STATED EXERCISE: Leave out any picture and return the remaining listing below exactly as given.

RAW DATA:
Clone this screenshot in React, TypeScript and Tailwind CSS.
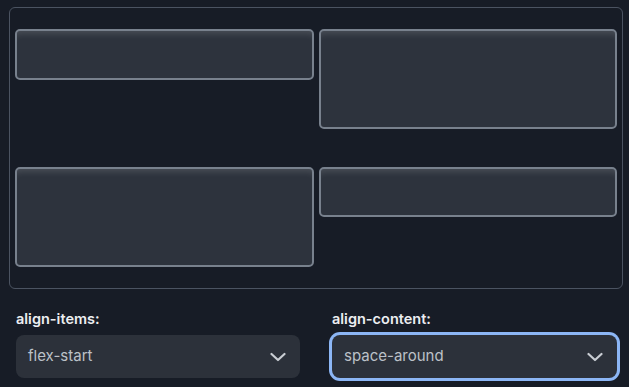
const items = [
    { id: 1, h: "h-[51px]" },
    { id: 2, h: "h-[100px]" },
    { id: 3, h: "h-[100px]" },
    { id: 4, h: "h-[50px]" },
];

const Chevron = () => (
    <svg width="16" height="10" viewBox="0 0 16 10" fill="none" className="text-[#c9cdd3]">
        <polyline points="1.5,2 8,8 14.5,2" stroke="currentColor" strokeWidth="2.2" strokeLinecap="round" strokeLinejoin="round" />
    </svg>
);

const Select = ({ value, focused }: { value: string; focused?: boolean }) => {
    return (
        <div
            className={
                focused
                    ? "flex h-[43px] items-center justify-between rounded-[8px] bg-[#2c313a] pl-3 pr-[14px] ring-[3px] ring-[#8cb6f5]"
                    : "flex h-[43px] items-center justify-between rounded-[8px] bg-[#2c313a] pl-3 pr-[14px]"
            }
        >
            <span className="text-[15px] text-[#bcc1c8]">{value}</span>
            <Chevron />
        </div>
    );
};

const App = () => {
    return (
        <div className="h-[387px] w-[629px] overflow-hidden bg-[#171c26] pt-[7px]" style={{ fontFamily: "Inter, 'Noto Sans', sans-serif" }}>
            <div className="ml-[9px] flex h-[282px] w-[614px] flex-wrap content-around items-start gap-x-[5px] rounded-[6px] border border-[#4b5361] px-[5px] py-[2px]">
                {items.map((it) => (
                    <div
                        key={it.id}
                        className={`${it.h} w-[calc(50%-2.5px)] rounded-[5px] border-2 border-[#78818d] bg-[#2d333d] shadow-[inset_0_8px_6px_-5px_rgba(255,255,255,0.13)]`}
                    />
                ))}
            </div>

            <div className="mt-[20px] grid grid-cols-[284px_285px] gap-x-8 pl-4">
                <div className="flex flex-col gap-[6px]">
                    <label className="text-[14.5px] font-semibold leading-5 text-[#eceef1]">align-items:</label>
                    <Select value="flex-start" />
                </div>
                <div className="flex flex-col gap-[6px]">
                    <label className="text-[14.5px] font-semibold leading-5 text-[#eceef1]">align-content:</label>
                    <Select value="space-around" focused />
                </div>
            </div>
        </div>
    );
};

export default App;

ANSWER TO THIS EXERCISE:
Clone this screenshot in React, TypeScript and Tailwind CSS.
const items = [
    { id: 1, h: "h-[51px]" },
    { id: 2, h: "h-[100px]" },
    { id: 3, h: "h-[100px]" },
    { id: 4, h: "h-[50px]" },
];

const Chevron = () => (
    <svg width="16" height="10" viewBox="0 0 16 10" fill="none" className="text-[#c9cdd3]">
        <polyline points="1.5,2 8,8 14.5,2" stroke="currentColor" strokeWidth="2.2" strokeLinecap="round" strokeLinejoin="round" />
    </svg>
);

const Select = ({ value, focused }: { value: string; focused?: boolean }) => {
    return (
        <div
            className={
                focused
                    ? "flex h-[43px] items-center justify-between rounded-[8px] bg-[#2c313a] pl-3 pr-[14px] ring-[3px] ring-[#8cb6f5]"
                    : "flex h-[43px] items-center justify-between rounded-[8px] bg-[#2c313a] pl-3 pr-[14px]"
            }
        >
            <span className="text-[15px] text-[#bcc1c8]">{value}</span>
            <Chevron />
        </div>
    );
};

const App = () => {
    return (
        <div className="h-[387px] w-[629px] overflow-hidden bg-[#171c26] pt-[7px]" style={{ fontFamily: "Inter, 'Noto Sans', sans-serif" }}>
            <div className="ml-[9px] flex h-[282px] w-[614px] flex-wrap content-around items-start gap-x-[5px] rounded-[6px] border border-[#4b5361] px-[5px] py-[2px]">
                {items.map((it) => (
                    <div
                        key={it.id}
                        className={`${it.h} w-[calc(50%-2.5px)] rounded-[5px] border-2 border-[#78818d] bg-[#2d333d] shadow-[inset_0_8px_6px_-5px_rgba(255,255,255,0.13)]`}
                    />
                ))}
            </div>

            <div className="mt-[20px] grid grid-cols-[284px_285px] gap-x-8 pl-4">
                <div className="flex flex-col gap-[6px]">
                    <label className="text-[14.5px] font-semibold leading-5 text-[#eceef1]">align-items:</label>
                    <Select value="flex-start" />
                </div>
                <div className="flex flex-col gap-[6px]">
                    <label className="text-[14.5px] font-semibold leading-5 text-[#eceef1]">align-content:</label>
                    <Select value="space-around" focused />
                </div>
            </div>
        </div>
    );
};

export default App;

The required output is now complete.